War has long been constitutive of modern politics and of practices of global order. All wars are inherently unpredictable; modern technology has not lifted the fog of war; and the dynamics of conflict lead to shifting aims and justifications and ever escalating rhetoric. As Lenin argued, war is also the locomotive of history and history does indeed appear to have accelerated dramatically over the course of this current war. But what we are seeing is in fact the breaking to the surface of developments that have been gathering pace over the past twenty years.

Two competing visions of security

Most immediately the war has its origins in the desire of President Vladimir Putin to reassert control of ‘his’ near-abroad and the pattern of behaviour that runs from Georgia in 2008 to Crimea in 2014 and again to Ukraine today. But the backdrop was a deep clash between two visions of security: the one believing that modern and successful societies would become poles of attraction rather than of threat -- but, in the process, often evading difficult questions of borders and boundaries and of insiders and outsiders. And the other staying true to an older practice that sees security precisely in terms of borders, spheres and balances of power -- but evading the reality that modern societies cannot be coerced by outsiders into either particular domestic regimes or external alignments. This division in part tracks the division between liberal democracy and authoritarianism but is not reducible to it. Whatever the outcome of the conflict on the ground, any settlement will have to find an uncertain and shifting balance between these two conceptions of security and social change.

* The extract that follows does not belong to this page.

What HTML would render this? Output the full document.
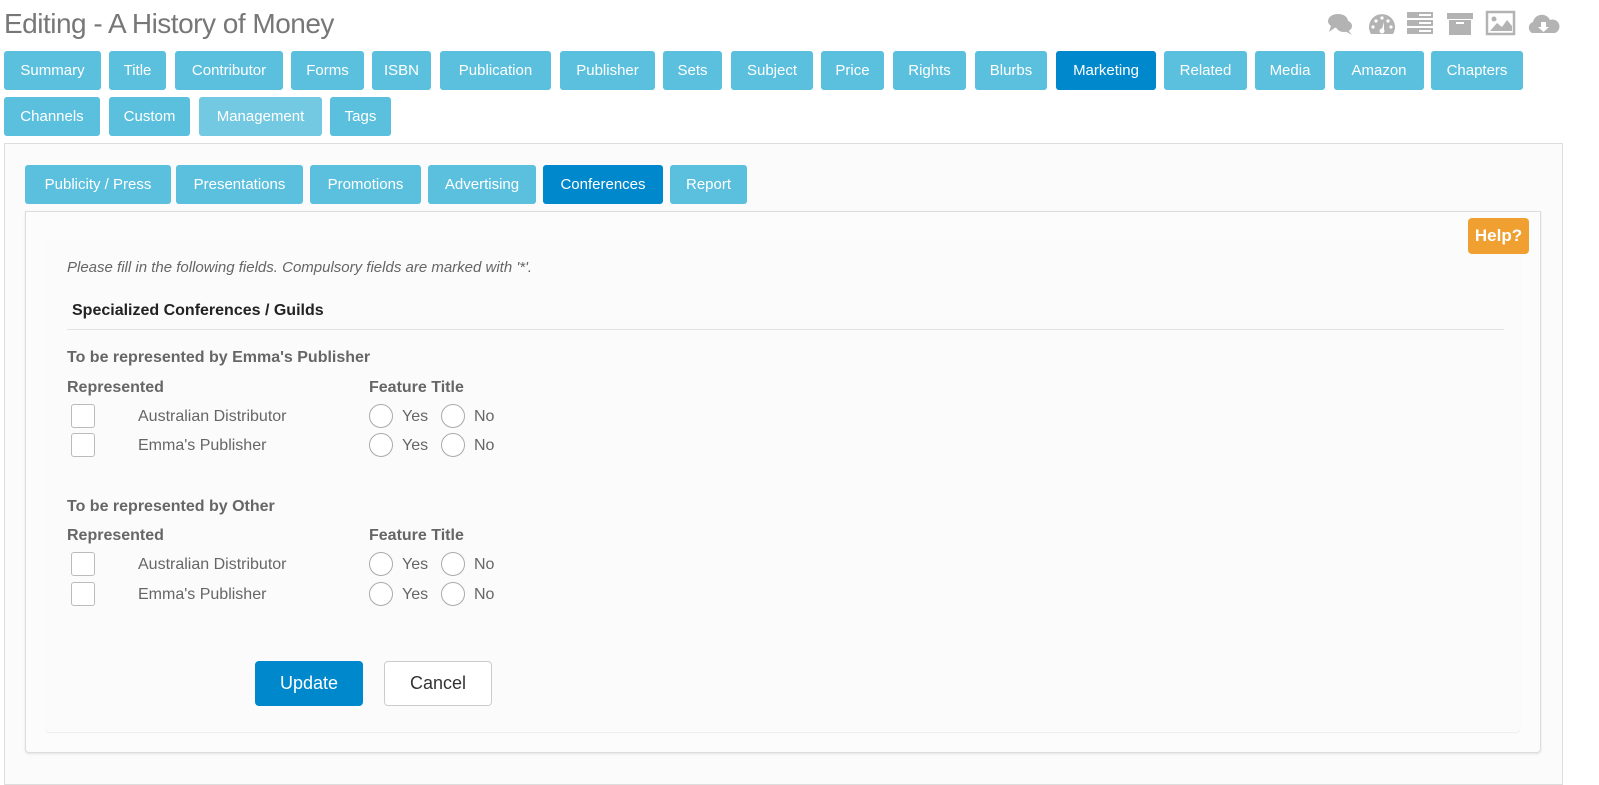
<!DOCTYPE html>
<html><head><meta charset="utf-8"><style>
body{margin:0;width:1599px;height:774px;background:#fff;font-family:"Liberation Sans",Arial,sans-serif;position:relative;overflow:hidden;color:#666}
.a{position:absolute}
.b{position:absolute;height:39px;line-height:39px;background:#5bc0de;color:#fff;font-size:15px;text-align:center;border-radius:3px}
.s{position:absolute;top:165px;height:39px;line-height:39px;background:#5bc0de;color:#fff;font-size:15px;text-align:center;border-radius:3px}
.cb{position:absolute;width:24px;height:24px;border:1px solid #bbb;border-radius:3px;background:#fff;box-sizing:border-box;left:71px}
.rd{position:absolute;width:24px;height:24px;border:1px solid #aaa;border-radius:50%;background:#fff;box-sizing:border-box}
.t{position:absolute;font-size:16px;color:#666}
.h{position:absolute;font-size:16px;font-weight:bold;color:#666}
</style></head><body>
<div class="a" style="left:4px;top:8px;font-size:28px;color:#777;letter-spacing:-0.5px">Editing - A History of Money</div>
<svg class="a" style="left:1325px;top:10px" width="270" height="28" viewBox="0 0 270 28" fill="#b3b3b3">
<ellipse cx="13" cy="11" rx="10" ry="7"/><path d="M6 16 L4 22 L11 17Z"/><ellipse cx="19" cy="16" rx="8" ry="6"/><path d="M23 20 L27 25 L20 21Z"/>
<path d="M46 24 A13 13 0 1 1 68 24 Z"/><circle cx="48" cy="17" r="1.6" fill="#fff"/><circle cx="51" cy="11" r="1.6" fill="#fff"/><circle cx="57" cy="8" r="1.6" fill="#fff"/><circle cx="63" cy="11" r="1.6" fill="#fff"/><circle cx="66" cy="17" r="1.6" fill="#fff"/><path d="M56 22 L59 12 L59 22Z" fill="#fff"/><circle cx="57" cy="21" r="2.5" fill="#fff"/>
<rect x="82" y="2" width="26" height="6"/><rect x="82" y="10" width="26" height="6"/><rect x="82" y="18" width="26" height="6"/><rect x="94" y="4" width="12" height="2" fill="#fff"/><rect x="94" y="12" width="12" height="2" fill="#fff"/><rect x="94" y="20" width="12" height="2" fill="#fff"/>
<rect x="122" y="3" width="26" height="6"/><rect x="124" y="10" width="22" height="15"/><rect x="131" y="12" width="8" height="2" fill="#fff"/>
<rect x="162" y="2" width="27" height="22" fill="none" stroke="#b3b3b3" stroke-width="2.5"/><path d="M165 21 L172 13 L177 17 L182 10 L187 16 L187 21Z"/><circle cx="169" cy="9" r="2.5"/>
<path d="M207 23 A6 6 0 0 1 208 12 A9 9 0 0 1 225 10 A6.5 6.5 0 0 1 230 23 Z"/><path d="M216 12 H221 V17 H224 L218.5 22 L213 17 H216Z" fill="#fff"/>
</svg>
<div class="b" style="left:4px;top:51px;width:97px">Summary</div>
<div class="b" style="left:109px;top:51px;width:57px">Title</div>
<div class="b" style="left:175px;top:51px;width:108px">Contributor</div>
<div class="b" style="left:291px;top:51px;width:73px">Forms</div>
<div class="b" style="left:372px;top:51px;width:59px">ISBN</div>
<div class="b" style="left:440px;top:51px;width:111px">Publication</div>
<div class="b" style="left:560px;top:51px;width:95px">Publisher</div>
<div class="b" style="left:663px;top:51px;width:59px">Sets</div>
<div class="b" style="left:731px;top:51px;width:82px">Subject</div>
<div class="b" style="left:821px;top:51px;width:63px">Price</div>
<div class="b" style="left:893px;top:51px;width:73px">Rights</div>
<div class="b" style="left:975px;top:51px;width:72px">Blurbs</div>
<div class="b" style="left:1056px;top:51px;width:100px;background:#0088cc">Marketing</div>
<div class="b" style="left:1164px;top:51px;width:83px">Related</div>
<div class="b" style="left:1255px;top:51px;width:70px">Media</div>
<div class="b" style="left:1334px;top:51px;width:90px">Amazon</div>
<div class="b" style="left:1431px;top:51px;width:92px">Chapters</div>
<div class="b" style="left:4px;top:97px;width:96px">Channels</div>
<div class="b" style="left:109px;top:97px;width:81px">Custom</div>
<div class="b" style="left:199px;top:97px;width:123px;background:#74c9e2">Management</div>
<div class="b" style="left:330px;top:97px;width:61px">Tags</div>
<div class="a" style="left:4px;top:143px;width:1557px;height:640px;border:1px solid #ddd;background:#fbfbfb"></div>
<div class="s" style="left:25px;width:146px">Publicity / Press</div>
<div class="s" style="left:176px;width:127px">Presentations</div>
<div class="s" style="left:310px;width:111px">Promotions</div>
<div class="s" style="left:428px;width:108px">Advertising</div>
<div class="s" style="left:543px;width:120px;background:#0088cc">Conferences</div>
<div class="s" style="left:670px;width:77px">Report</div>
<div class="a" style="left:25px;top:211px;width:1514px;height:540px;border:1px solid #ddd;border-radius:0 0 4px 4px;background:#fcfcfc;box-shadow:0 1px 2px rgba(0,0,0,.1)"></div>
<div class="a" style="left:45px;top:240px;width:1475px;height:492px;background:#fbfbfb;border-radius:4px;box-shadow:0 1px 1px rgba(0,0,0,.06)"></div>
<div class="a" style="left:1468px;top:218px;width:61px;height:36px;line-height:36px;background:#f0a030;color:#fff;font-weight:bold;font-size:17px;text-align:center;border-radius:4px">Help?</div>
<div class="a" style="left:67px;top:259px;font-size:15px;font-style:italic;color:#666">Please fill in the following fields. Compulsory fields are marked with '*'.</div>
<div class="a" style="left:72px;top:302px;font-size:16px;font-weight:bold;color:#222">Specialized Conferences / Guilds</div>
<div class="a" style="left:67px;top:329px;width:1437px;height:1px;background:#e3e3e3"></div>
<div class="h" style="left:67px;top:349px">To be represented by Emma's Publisher</div>
<div class="h" style="left:67px;top:379px">Represented</div><div class="h" style="left:369px;top:379px">Feature Title</div>
<div class="cb" style="top:404px"></div><div class="t" style="left:138px;top:408px">Australian Distributor</div>
<div class="rd" style="left:369px;top:404px"></div><div class="t" style="left:402px;top:408px">Yes</div><div class="rd" style="left:441px;top:404px"></div><div class="t" style="left:474px;top:408px">No</div>
<div class="cb" style="top:433px"></div><div class="t" style="left:138px;top:437px">Emma's Publisher</div>
<div class="rd" style="left:369px;top:433px"></div><div class="t" style="left:402px;top:437px">Yes</div><div class="rd" style="left:441px;top:433px"></div><div class="t" style="left:474px;top:437px">No</div>
<div class="h" style="left:67px;top:498px">To be represented by Other</div>
<div class="h" style="left:67px;top:527px">Represented</div><div class="h" style="left:369px;top:527px">Feature Title</div>
<div class="cb" style="top:552px"></div><div class="t" style="left:138px;top:556px">Australian Distributor</div>
<div class="rd" style="left:369px;top:552px"></div><div class="t" style="left:402px;top:556px">Yes</div><div class="rd" style="left:441px;top:552px"></div><div class="t" style="left:474px;top:556px">No</div>
<div class="cb" style="top:582px"></div><div class="t" style="left:138px;top:586px">Emma's Publisher</div>
<div class="rd" style="left:369px;top:582px"></div><div class="t" style="left:402px;top:586px">Yes</div><div class="rd" style="left:441px;top:582px"></div><div class="t" style="left:474px;top:586px">No</div>
<div class="a" style="left:255px;top:661px;width:108px;height:45px;line-height:45px;background:#0088cc;color:#fff;font-size:18px;text-align:center;border-radius:4px">Update</div>
<div class="a" style="left:384px;top:661px;width:108px;height:45px;line-height:43px;box-sizing:border-box;border:1px solid #ccc;background:#fff;color:#333;font-size:18px;text-align:center;border-radius:4px">Cancel</div>
</body></html>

The West is united in this war, but remains fragile

Second, and to shift metaphors, conflict can appear as a flash of lightning that illuminates the landscape and reveals the true nature of contemporary events. There is no shortage of such claims: that we see revealed in the demonic and irrational character of Putin himself, apparently divorced from his own society and trapped within his own version of history; or that we should now recognize the absolute divide between liberal democracy and autocracy. Of course, the defence of Ukrainian self-determination and the alleviation of the atrocious human suffering unleashed by the war are fundamental goals. But the idea of a world neatly divided in a struggle between democracies and autocracies is both factually wrong and likely to prove counterproductive. Yes, the transatlantic West has come together in impressive ways and there are already those talking of the reassertion of the West, and even of Western hegemony – as happened successfully in the period from the 1970s. But the West remains fragile, especially in terms of US domestic politics.

And the broader global diffusion of power and political agency has not been reversed. Europe’s recently acquired position as a secondary region in the global capitalist and geopolitical systems has not been altered by the war. In many parts of the Global South – including in leading democratic states -- there is a broad unwillingness simply to follow the US and European lead. Sometimes this follows from specific national interest – as with India’s reliance on Russian arms sales. But it also follows from broader divergences, especially between North and South on issues from climate change, to technology transfer, to ideas of global justice; from the belief that this is not ‘our war’; from a strong and persistent distaste for the failings and hypocrisy of the ‘global liberal order’; from a desire for autonomy and even a new non-alignment; and from the powerful sense that we are indeed living in a post-western world. Securing a stable order in the 21st century is a global and not merely a transatlantic enterprise.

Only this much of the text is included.